GIVEN INFORMATION:
=======
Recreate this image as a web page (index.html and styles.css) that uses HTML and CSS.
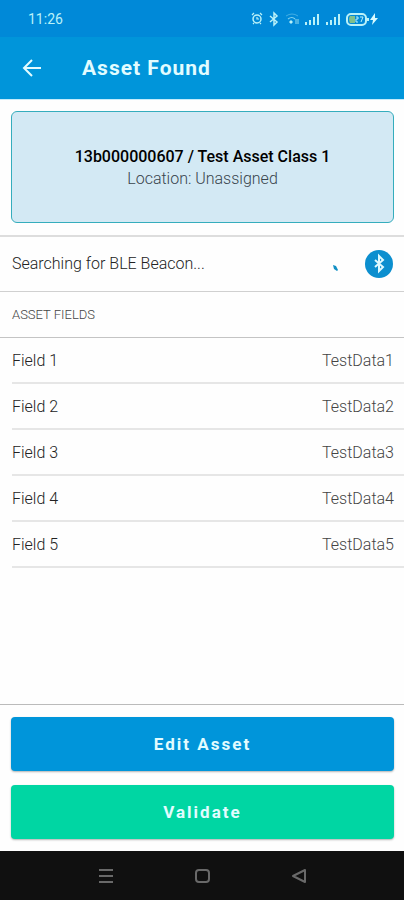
FILE: index.html
```html
<!DOCTYPE html>
<html lang="en">

<head>
    <meta charset="UTF-8">
    <meta name="viewport" content="width=device-width, initial-scale=1.0">
    <title>Asset Found</title>
    <link rel="stylesheet" href="styles.css">
</head>

<body>

    <!-- Status bar -->
    <div class="status-bar">
        <span class="clock">11:26</span>
        <svg class="status-icons" width="130" height="16" viewBox="0 0 130 16" fill="none" stroke="#b9f1f8" aria-hidden="true">
            <!-- alarm -->
            <circle cx="7" cy="8" r="4" stroke-width="1.5"/>
            <path d="M2 4l2-2M12 4l-2-2M7 6v2h2M4 12l-1 1M10 12l1 1" stroke-width="1.2"/>
            <!-- bluetooth -->
            <path d="M20 5l7 6-3 3V2l3 3-7 6" stroke-width="1.5"/>
            <!-- wifi -->
            <path d="M36 5q6-4 12 0" stroke-width="1" opacity=".35"/>
            <path d="M38 8q4-3 7 0" stroke-width="1.2" opacity=".7"/>
            <path d="M39 11l2-2 2 2-2 2z" fill="#b9f1f8" stroke="none"/>
            <path d="M46 8v5M48 8v5" stroke-width="1" opacity=".8"/>
            <!-- signal -->
            <path d="M56 11v3M60 9v5M64 6v8M68 3v11" stroke-width="2"/>
            <path d="M77 11v3M81 9v5M85 6v8M89 3v11" stroke-width="2"/>
            <!-- battery -->
            <rect x="97" y="3" width="19" height="11" rx="4" stroke-width="2"/>
            <path d="M100 5h5v7h-5q-2-4 0-7z" fill="#7fbf8c" stroke="none"/>
            <path d="M106 6h2v2h-2v3h2M110 6h3l-2 5" stroke-width="1"/>
            <path d="M118 7v3" stroke-width="2"/>
            <path d="M125 2l-5 7h3l-1 5 6-7h-3z" fill="#d8fbff" stroke="none"/>
        </svg>
    </div>

    <!-- App bar -->
    <header class="app-bar">
        <button class="back-button" aria-label="Back">
            <svg width="20" height="20" viewBox="0 0 20 20" fill="none" stroke="#e2fcff" stroke-width="2">
                <path d="M19 10H3M10 2L2 10l8 8"/>
            </svg>
        </button>
        <h1>Asset Found</h1>
    </header>

    <main>
        <div class="asset-section">
            <div class="asset-card">
                <h2>13b000000607 / Test Asset Class 1</h2>
                <p>Location: Unassigned</p>
            </div>
        </div>

        <!-- Beacon search -->
        <div class="beacon-row">
            <span class="beacon-text">Searching for BLE Beacon...</span>
            <svg class="spinner" width="20" height="20" viewBox="0 0 20 20" aria-hidden="true">
                <path d="M6 11l3 1 2 4-1 1-3-2z" fill="#118fc4"/>
            </svg>
            <button class="beacon-button" aria-label="Bluetooth">
                <svg width="28" height="28" viewBox="0 0 28 28" fill="none" stroke="#dffaff" stroke-width="2">
                    <path d="M10 10l8 7-4 4V6l4 4-8 7"/>
                </svg>
            </button>
        </div>

        <!-- Asset fields -->
        <h3 class="list-header">ASSET FIELDS</h3>
        <table class="fields">
            <tr>
                <th scope="row">Field 1</th>
                <td>TestData1</td>
            </tr>
            <tr>
                <th scope="row">Field 2</th>
                <td>TestData2</td>
            </tr>
            <tr>
                <th scope="row">Field 3</th>
                <td>TestData3</td>
            </tr>
            <tr>
                <th scope="row">Field 4</th>
                <td>TestData4</td>
            </tr>
            <tr>
                <th scope="row">Field 5</th>
                <td>TestData5</td>
            </tr>
        </table>
    </main>

    <!-- Actions -->
    <footer class="actions">
        <button class="button edit">Edit Asset</button>
        <button class="button validate">Validate</button>
    </footer>

    <!-- System navigation -->
    <nav class="system-nav">
        <button aria-label="Recent apps">
            <svg width="16" height="16" viewBox="0 0 16 16" fill="none" stroke="#696969" stroke-width="2">
                <path d="M1 2h14M1 8h14M1 14h14"/>
            </svg>
        </button>
        <button aria-label="Home">
            <svg width="16" height="16" viewBox="0 0 16 16" fill="none" stroke="#696969" stroke-width="2">
                <rect x="1" y="2" width="13" height="12" rx="3"/>
            </svg>
        </button>
        <button aria-label="Back">
            <svg width="16" height="16" viewBox="0 0 16 16" fill="none" stroke="#696969" stroke-width="2" stroke-linejoin="round">
                <path d="M14 2v12L2 8z"/>
            </svg>
        </button>
    </nav>

</body>
</html>
```
FILE: styles.css
```css
* {
    box-sizing: border-box;
}

body {
    margin: 0;
    min-height: 100vh;
    display: flex;
    flex-direction: column;
    background-color: #fefefe;
    color: #222;
    font-family: Roboto, sans-serif;
    font-size: 16px;
    font-weight: 300;
    line-height: 22px;
}

h1, h2, h3, p {
    margin: 0;
}

button {
    border: none;
    padding: 0;
    font-family: inherit;
    cursor: pointer;
}

svg {
    display: block;
}

/* Status bar */
.status-bar {
    height: 37px;
    padding: 0 24px 0 28px;
    display: flex;
    justify-content: space-between;
    align-items: center;
    background-color: #0089d8;
    color: #b9f1f8;
}

.clock {
    font-size: 14px;
    font-weight: 400;
}

/* App bar */
.app-bar {
    height: 63px;
    padding: 0 22px;
    display: flex;
    align-items: center;
    gap: 40px;
    background-color: #0095da;
    border-bottom: 1px solid #c4ebfb;
    color: #e2fcff;
}

.back-button {
    background: none;
}

.app-bar h1 {
    font-size: 21px;
    font-weight: 700;
    letter-spacing: 1px;
}

/* Content */
main {
    flex: 1;
}

.asset-section {
    padding: 11px 10px 12px 11px;
    border-bottom: 2px solid #ddd;
}

.asset-card {
    padding: 34px 12px 32px;
    border: 1px solid #35adbd;
    border-radius: 6px;
    background-color: #d3e9f4;
    text-align: center;
}

.asset-card h2 {
    font-size: 16px;
    font-weight: 500;
    color: #000;
}

.asset-card p {
    color: #38444c;
}

.beacon-row {
    height: 55px;
    padding: 0 11px 0 12px;
    display: flex;
    align-items: center;
    border-bottom: 1px solid #d0d0d0;
}

.beacon-text {
    flex: 1;
}

.spinner {
    margin-right: 18px;
}

.beacon-button {
    width: 28px;
    height: 28px;
    border-radius: 50%;
    background-color: #0c8fcf;
}

.list-header {
    padding: 12px 12px 11px;
    border-bottom: 1px solid #c4c4c4;
    font-size: 13px;
    font-weight: 300;
    color: #444;
}

.fields {
    width: calc(100% - 12px);
    margin-left: 12px;
    border-collapse: collapse;
}

.fields th,
.fields td {
    padding: 12px 0 10px;
    border-bottom: 2px solid #e6e6e6;
}

.fields th {
    font-weight: 300;
    text-align: left;
}

.fields td {
    padding-right: 10px;
    text-align: right;
    color: #444;
}

/* Actions */
.actions {
    padding: 12px 10px 12px 11px;
    display: flex;
    flex-direction: column;
    gap: 14px;
    border-top: 1px solid #bbb;
}

.button {
    height: 54px;
    border-radius: 4px;
    box-shadow: 0 1px 2px rgba(0, 0, 0, 0.3);
    color: #e2fcff;
    font-size: 17px;
    font-weight: 700;
    letter-spacing: 2px;
}

.edit {
    background-color: #0095da;
}

.validate {
    background-color: #00d6a3;
}

/* System navigation */
.system-nav {
    height: 49px;
    padding: 0 97px 0 98px;
    display: flex;
    justify-content: space-between;
    align-items: center;
    background-color: #101010;
}

.system-nav button {
    background: none;
}
```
=======
WHAT YOU NEED TO DO: Extract every line of the data exactly; pictures stay out.

SOLUTION:
Recreate this image as a web page (index.html and styles.css) that uses HTML and CSS.
FILE: index.html
```html
<!DOCTYPE html>
<html lang="en">

<head>
    <meta charset="UTF-8">
    <meta name="viewport" content="width=device-width, initial-scale=1.0">
    <title>Asset Found</title>
    <link rel="stylesheet" href="styles.css">
</head>

<body>

    <!-- Status bar -->
    <div class="status-bar">
        <span class="clock">11:26</span>
        <svg class="status-icons" width="130" height="16" viewBox="0 0 130 16" fill="none" stroke="#b9f1f8" aria-hidden="true">
            <!-- alarm -->
            <circle cx="7" cy="8" r="4" stroke-width="1.5"/>
            <path d="M2 4l2-2M12 4l-2-2M7 6v2h2M4 12l-1 1M10 12l1 1" stroke-width="1.2"/>
            <!-- bluetooth -->
            <path d="M20 5l7 6-3 3V2l3 3-7 6" stroke-width="1.5"/>
            <!-- wifi -->
            <path d="M36 5q6-4 12 0" stroke-width="1" opacity=".35"/>
            <path d="M38 8q4-3 7 0" stroke-width="1.2" opacity=".7"/>
            <path d="M39 11l2-2 2 2-2 2z" fill="#b9f1f8" stroke="none"/>
            <path d="M46 8v5M48 8v5" stroke-width="1" opacity=".8"/>
            <!-- signal -->
            <path d="M56 11v3M60 9v5M64 6v8M68 3v11" stroke-width="2"/>
            <path d="M77 11v3M81 9v5M85 6v8M89 3v11" stroke-width="2"/>
            <!-- battery -->
            <rect x="97" y="3" width="19" height="11" rx="4" stroke-width="2"/>
            <path d="M100 5h5v7h-5q-2-4 0-7z" fill="#7fbf8c" stroke="none"/>
            <path d="M106 6h2v2h-2v3h2M110 6h3l-2 5" stroke-width="1"/>
            <path d="M118 7v3" stroke-width="2"/>
            <path d="M125 2l-5 7h3l-1 5 6-7h-3z" fill="#d8fbff" stroke="none"/>
        </svg>
    </div>

    <!-- App bar -->
    <header class="app-bar">
        <button class="back-button" aria-label="Back">
            <svg width="20" height="20" viewBox="0 0 20 20" fill="none" stroke="#e2fcff" stroke-width="2">
                <path d="M19 10H3M10 2L2 10l8 8"/>
            </svg>
        </button>
        <h1>Asset Found</h1>
    </header>

    <main>
        <div class="asset-section">
            <div class="asset-card">
                <h2>13b000000607 / Test Asset Class 1</h2>
                <p>Location: Unassigned</p>
            </div>
        </div>

        <!-- Beacon search -->
        <div class="beacon-row">
            <span class="beacon-text">Searching for BLE Beacon...</span>
            <svg class="spinner" width="20" height="20" viewBox="0 0 20 20" aria-hidden="true">
                <path d="M6 11l3 1 2 4-1 1-3-2z" fill="#118fc4"/>
            </svg>
            <button class="beacon-button" aria-label="Bluetooth">
                <svg width="28" height="28" viewBox="0 0 28 28" fill="none" stroke="#dffaff" stroke-width="2">
                    <path d="M10 10l8 7-4 4V6l4 4-8 7"/>
                </svg>
            </button>
        </div>

        <!-- Asset fields -->
        <h3 class="list-header">ASSET FIELDS</h3>
        <table class="fields">
            <tr>
                <th scope="row">Field 1</th>
                <td>TestData1</td>
            </tr>
            <tr>
                <th scope="row">Field 2</th>
                <td>TestData2</td>
            </tr>
            <tr>
                <th scope="row">Field 3</th>
                <td>TestData3</td>
            </tr>
            <tr>
                <th scope="row">Field 4</th>
                <td>TestData4</td>
            </tr>
            <tr>
                <th scope="row">Field 5</th>
                <td>TestData5</td>
            </tr>
        </table>
    </main>

    <!-- Actions -->
    <footer class="actions">
        <button class="button edit">Edit Asset</button>
        <button class="button validate">Validate</button>
    </footer>

    <!-- System navigation -->
    <nav class="system-nav">
        <button aria-label="Recent apps">
            <svg width="16" height="16" viewBox="0 0 16 16" fill="none" stroke="#696969" stroke-width="2">
                <path d="M1 2h14M1 8h14M1 14h14"/>
            </svg>
        </button>
        <button aria-label="Home">
            <svg width="16" height="16" viewBox="0 0 16 16" fill="none" stroke="#696969" stroke-width="2">
                <rect x="1" y="2" width="13" height="12" rx="3"/>
            </svg>
        </button>
        <button aria-label="Back">
            <svg width="16" height="16" viewBox="0 0 16 16" fill="none" stroke="#696969" stroke-width="2" stroke-linejoin="round">
                <path d="M14 2v12L2 8z"/>
            </svg>
        </button>
    </nav>

</body>
</html>
```
FILE: styles.css
```css
* {
    box-sizing: border-box;
}

body {
    margin: 0;
    min-height: 100vh;
    display: flex;
    flex-direction: column;
    background-color: #fefefe;
    color: #222;
    font-family: Roboto, sans-serif;
    font-size: 16px;
    font-weight: 300;
    line-height: 22px;
}

h1, h2, h3, p {
    margin: 0;
}

button {
    border: none;
    padding: 0;
    font-family: inherit;
    cursor: pointer;
}

svg {
    display: block;
}

/* Status bar */
.status-bar {
    height: 37px;
    padding: 0 24px 0 28px;
    display: flex;
    justify-content: space-between;
    align-items: center;
    background-color: #0089d8;
    color: #b9f1f8;
}

.clock {
    font-size: 14px;
    font-weight: 400;
}

/* App bar */
.app-bar {
    height: 63px;
    padding: 0 22px;
    display: flex;
    align-items: center;
    gap: 40px;
    background-color: #0095da;
    border-bottom: 1px solid #c4ebfb;
    color: #e2fcff;
}

.back-button {
    background: none;
}

.app-bar h1 {
    font-size: 21px;
    font-weight: 700;
    letter-spacing: 1px;
}

/* Content */
main {
    flex: 1;
}

.asset-section {
    padding: 11px 10px 12px 11px;
    border-bottom: 2px solid #ddd;
}

.asset-card {
    padding: 34px 12px 32px;
    border: 1px solid #35adbd;
    border-radius: 6px;
    background-color: #d3e9f4;
    text-align: center;
}

.asset-card h2 {
    font-size: 16px;
    font-weight: 500;
    color: #000;
}

.asset-card p {
    color: #38444c;
}

.beacon-row {
    height: 55px;
    padding: 0 11px 0 12px;
    display: flex;
    align-items: center;
    border-bottom: 1px solid #d0d0d0;
}

.beacon-text {
    flex: 1;
}

.spinner {
    margin-right: 18px;
}

.beacon-button {
    width: 28px;
    height: 28px;
    border-radius: 50%;
    background-color: #0c8fcf;
}

.list-header {
    padding: 12px 12px 11px;
    border-bottom: 1px solid #c4c4c4;
    font-size: 13px;
    font-weight: 300;
    color: #444;
}

.fields {
    width: calc(100% - 12px);
    margin-left: 12px;
    border-collapse: collapse;
}

.fields th,
.fields td {
    padding: 12px 0 10px;
    border-bottom: 2px solid #e6e6e6;
}

.fields th {
    font-weight: 300;
    text-align: left;
}

.fields td {
    padding-right: 10px;
    text-align: right;
    color: #444;
}

/* Actions */
.actions {
    padding: 12px 10px 12px 11px;
    display: flex;
    flex-direction: column;
    gap: 14px;
    border-top: 1px solid #bbb;
}

.button {
    height: 54px;
    border-radius: 4px;
    box-shadow: 0 1px 2px rgba(0, 0, 0, 0.3);
    color: #e2fcff;
    font-size: 17px;
    font-weight: 700;
    letter-spacing: 2px;
}

.edit {
    background-color: #0095da;
}

.validate {
    background-color: #00d6a3;
}

/* System navigation */
.system-nav {
    height: 49px;
    padding: 0 97px 0 98px;
    display: flex;
    justify-content: space-between;
    align-items: center;
    background-color: #101010;
}

.system-nav button {
    background: none;
}
```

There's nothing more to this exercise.